### What is required
Copy the lines holding the word "this", all of them.

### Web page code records
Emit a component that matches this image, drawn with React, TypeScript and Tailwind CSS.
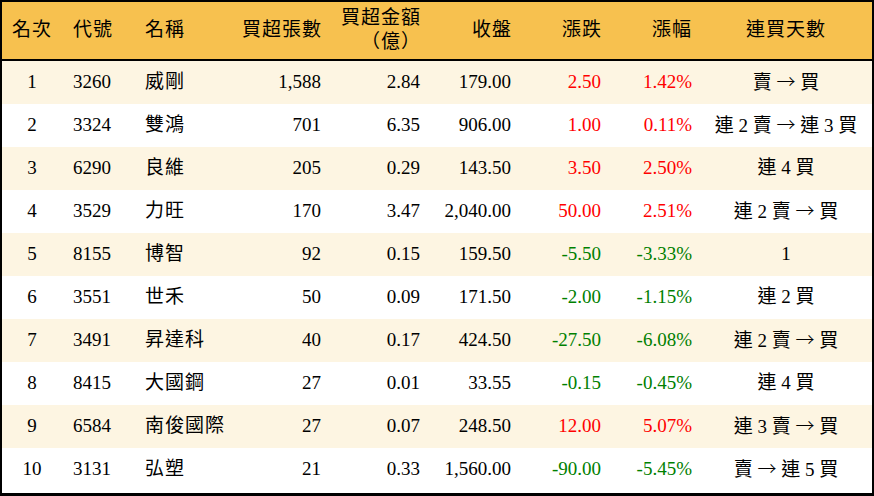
const rows = [
  { rank: "1", code: "3260", name: "威剛", vol: "1,588", amt: "2.84", close: "179.00", chg: "2.50", pct: "1.42%", streak: "賣 → 買" },
  { rank: "2", code: "3324", name: "雙鴻", vol: "701", amt: "6.35", close: "906.00", chg: "1.00", pct: "0.11%", streak: "連 2 賣 → 連 3 買" },
  { rank: "3", code: "6290", name: "良維", vol: "205", amt: "0.29", close: "143.50", chg: "3.50", pct: "2.50%", streak: "連 4 買" },
  { rank: "4", code: "3529", name: "力旺", vol: "170", amt: "3.47", close: "2,040.00", chg: "50.00", pct: "2.51%", streak: "連 2 賣 → 買" },
  { rank: "5", code: "8155", name: "博智", vol: "92", amt: "0.15", close: "159.50", chg: "-5.50", pct: "-3.33%", streak: "1" },
  { rank: "6", code: "3551", name: "世禾", vol: "50", amt: "0.09", close: "171.50", chg: "-2.00", pct: "-1.15%", streak: "連 2 買" },
  { rank: "7", code: "3491", name: "昇達科", vol: "40", amt: "0.17", close: "424.50", chg: "-27.50", pct: "-6.08%", streak: "連 2 賣 → 買" },
  { rank: "8", code: "8415", name: "大國鋼", vol: "27", amt: "0.01", close: "33.55", chg: "-0.15", pct: "-0.45%", streak: "連 4 買" },
  { rank: "9", code: "6584", name: "南俊國際", vol: "27", amt: "0.07", close: "248.50", chg: "12.00", pct: "5.07%", streak: "連 3 賣 → 買" },
  { rank: "10", code: "3131", name: "弘塑", vol: "21", amt: "0.33", close: "1,560.00", chg: "-90.00", pct: "-5.45%", streak: "賣 → 連 5 買" },
];

const cols = "grid grid-cols-[60px_73px_95px_100px_100px_90px_90px_90px_172px]";

// the arrow comes from the CJK font so it gets the full-width glyph
function Streak({ text }: { text: string }) {
  const parts = text.split("→");
  return (
    <div className="text-center whitespace-pre">
      {parts.map((p, i) => (
        <span key={i}>
          {i > 0 && <span style={{ fontFamily: '"Noto Sans CJK TC", sans-serif' }} className="font-light">→</span>}
          {p}
        </span>
      ))}
    </div>
  );
}

export default function App() {
  return (
    <div
      className="w-[874px] h-[496px] overflow-hidden bg-white border-l-2 border-r-2 border-t-2 border-b-[3px] border-black text-[19px] text-black"
      style={{ fontFamily: '"Liberation Serif", "Noto Sans CJK TC", serif' }}
    >
      <div className={`${cols} h-[59px] items-center bg-[#f7c14f] border-b-2 border-black tracking-[1px]`}>
        <div className="text-center">名次</div>
        <div className="pl-[11px]">代號</div>
        <div className="pl-[10px]">名稱</div>
        <div className="text-right pr-[8px]">買超張數</div>
        <div className="text-right pr-[9px] leading-[24px] -mt-[2px]">
          <div>買超金額</div>
          <div>（億）</div>
        </div>
        <div className="text-right pr-[8px]">收盤</div>
        <div className="text-right pr-[8px]">漲跌</div>
        <div className="text-right pr-[8px]">漲幅</div>
        <div className="text-center">連買天數</div>
      </div>
      {rows.map((r, i) => {
        const color = r.chg.startsWith("-") ? "text-[#008000]" : "text-[#ff0000]";
        return (
          <div
            key={r.rank}
            className={`${cols} h-[43px] items-center ${i % 2 === 0 ? "bg-[#fdf5e2]" : "bg-white"}`}
          >
            <div className="text-center">{r.rank}</div>
            <div className="pl-[11px]">{r.code}</div>
            <div className="pl-[10px] tracking-[1px]">{r.name}</div>
            <div className="text-right pr-[9px]">{r.vol}</div>
            <div className="text-right pr-[10px]">{r.amt}</div>
            <div className="text-right pr-[9px]">{r.close}</div>
            <div className={`text-right pr-[9px] ${color}`}>{r.chg}</div>
            <div className={`text-right pr-[8px] ${color}`}>{r.pct}</div>
            <Streak text={r.streak} />
          </div>
        );
      })}
    </div>
  );
}
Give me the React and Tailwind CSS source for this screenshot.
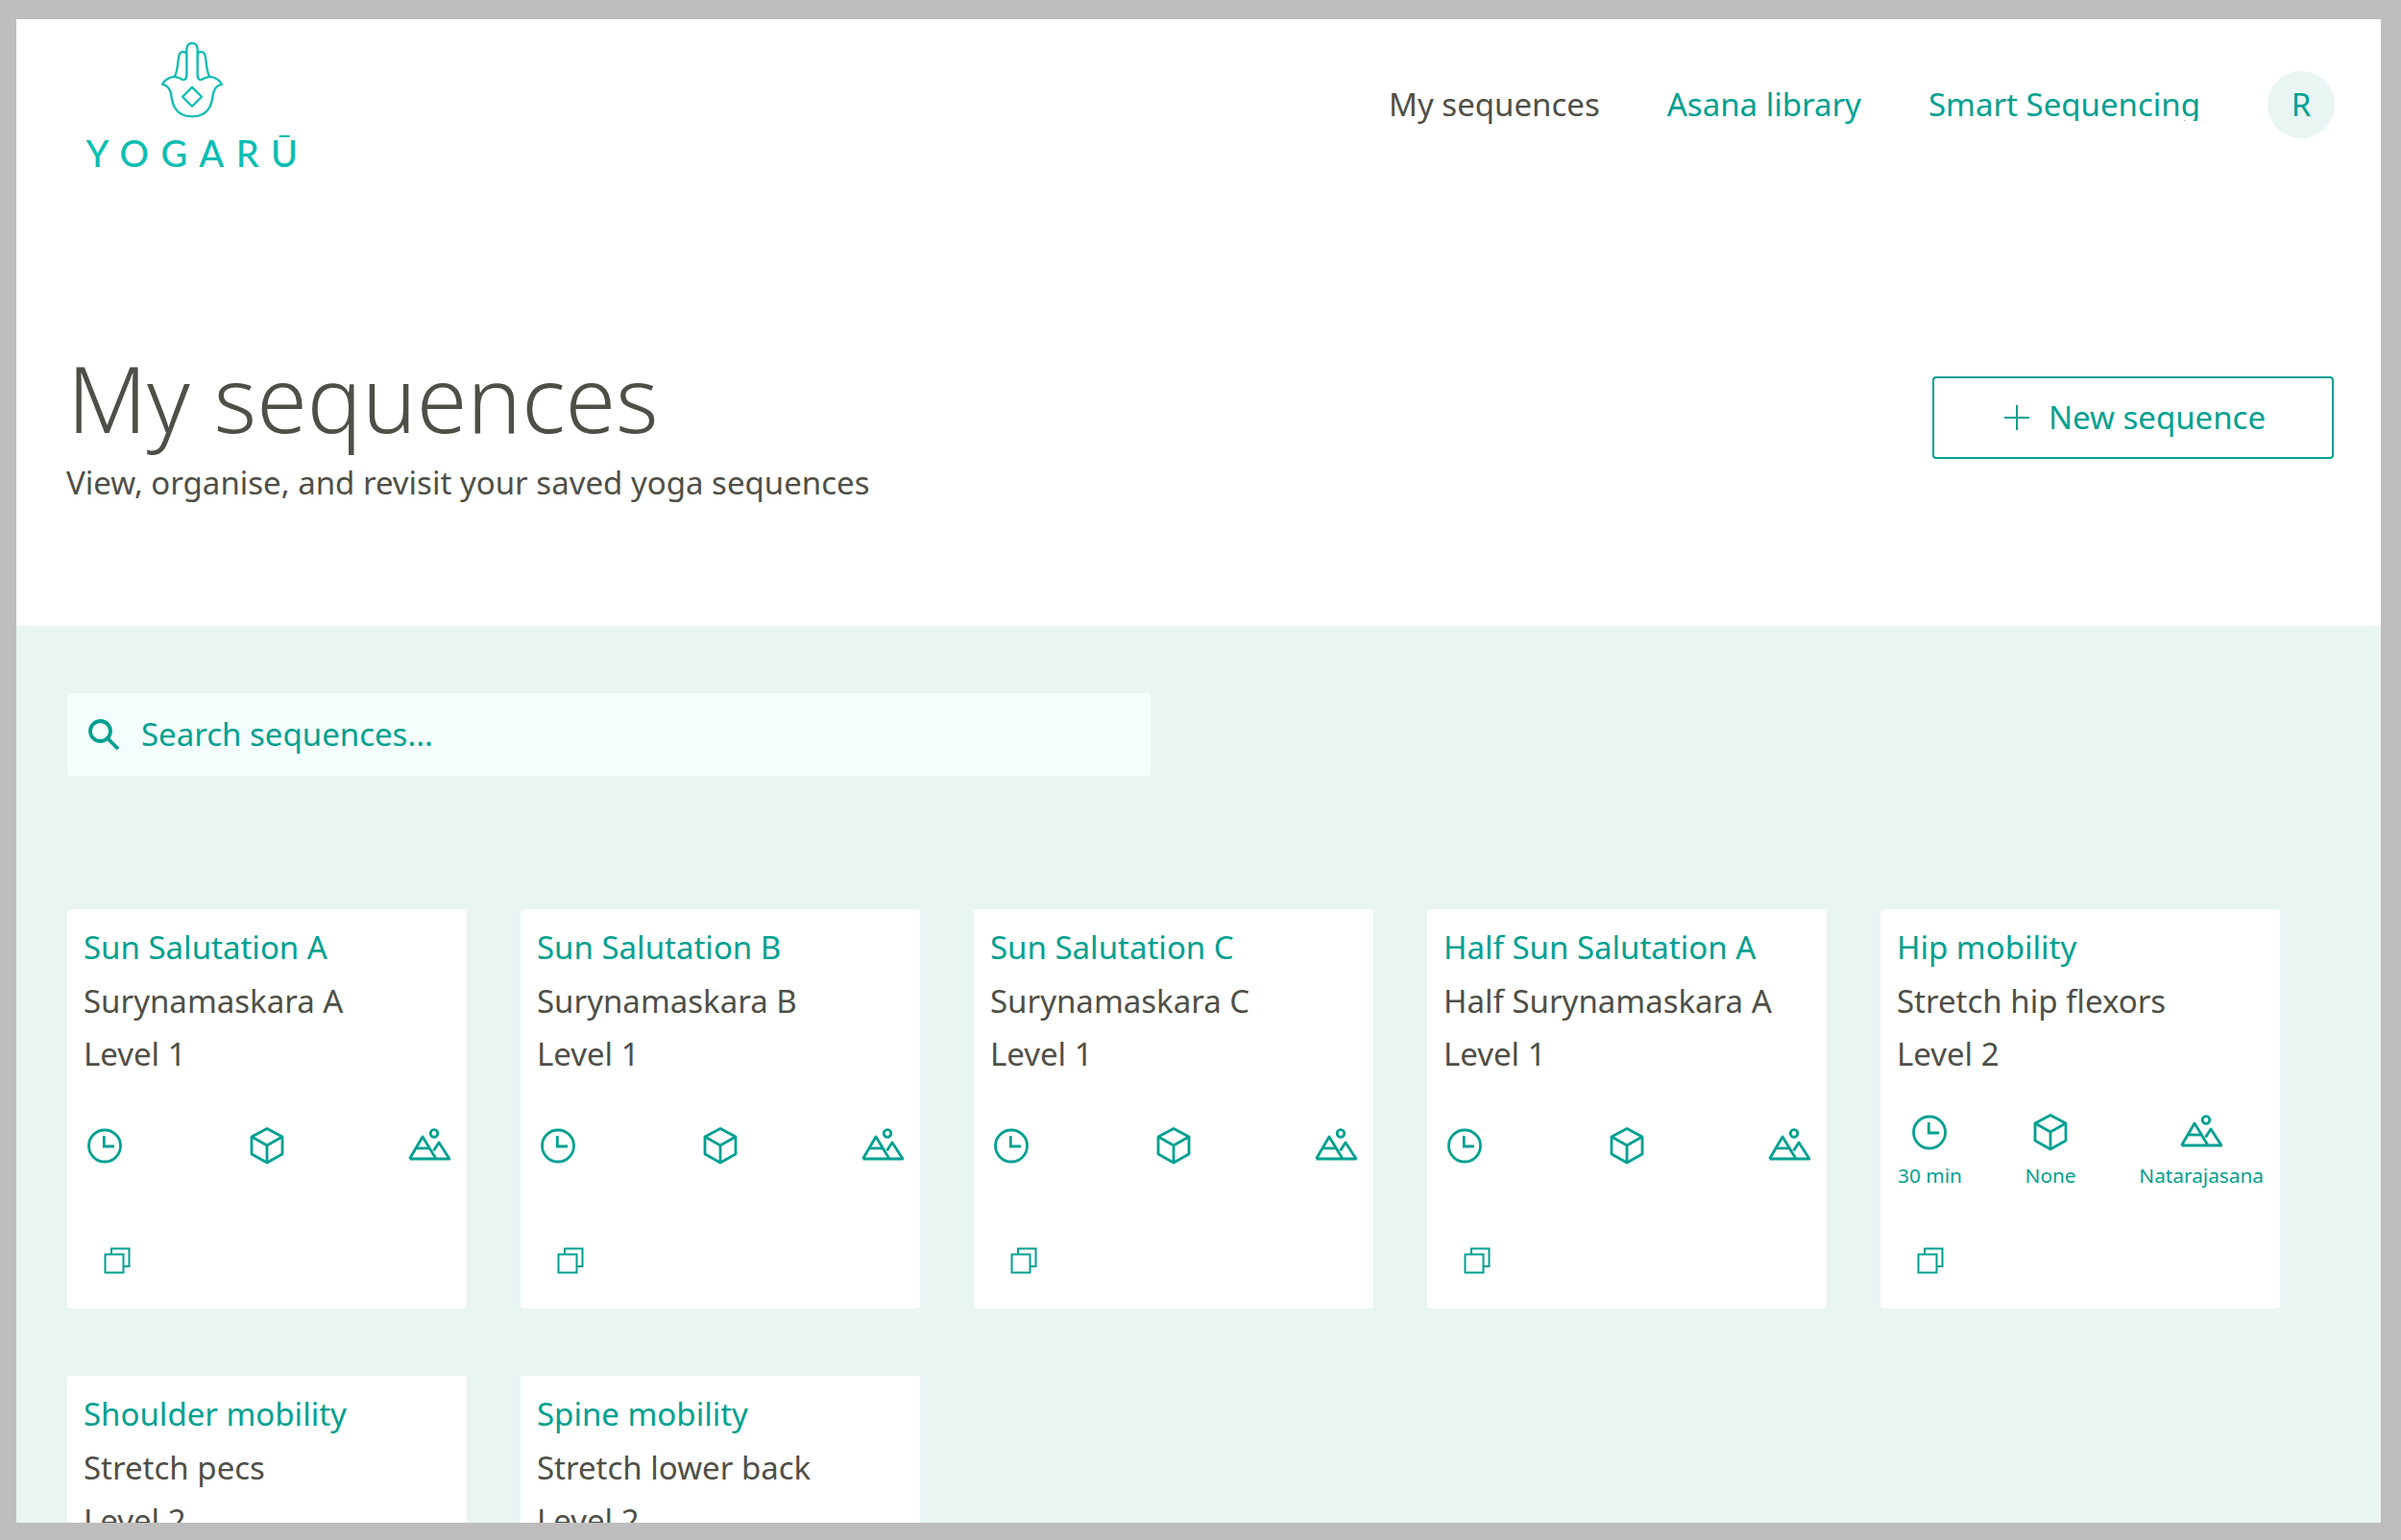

### Problem solution
Emit a component that matches this image, drawn with React, TypeScript and Tailwind CSS.
Give me the React and Tailwind CSS source for this screenshot.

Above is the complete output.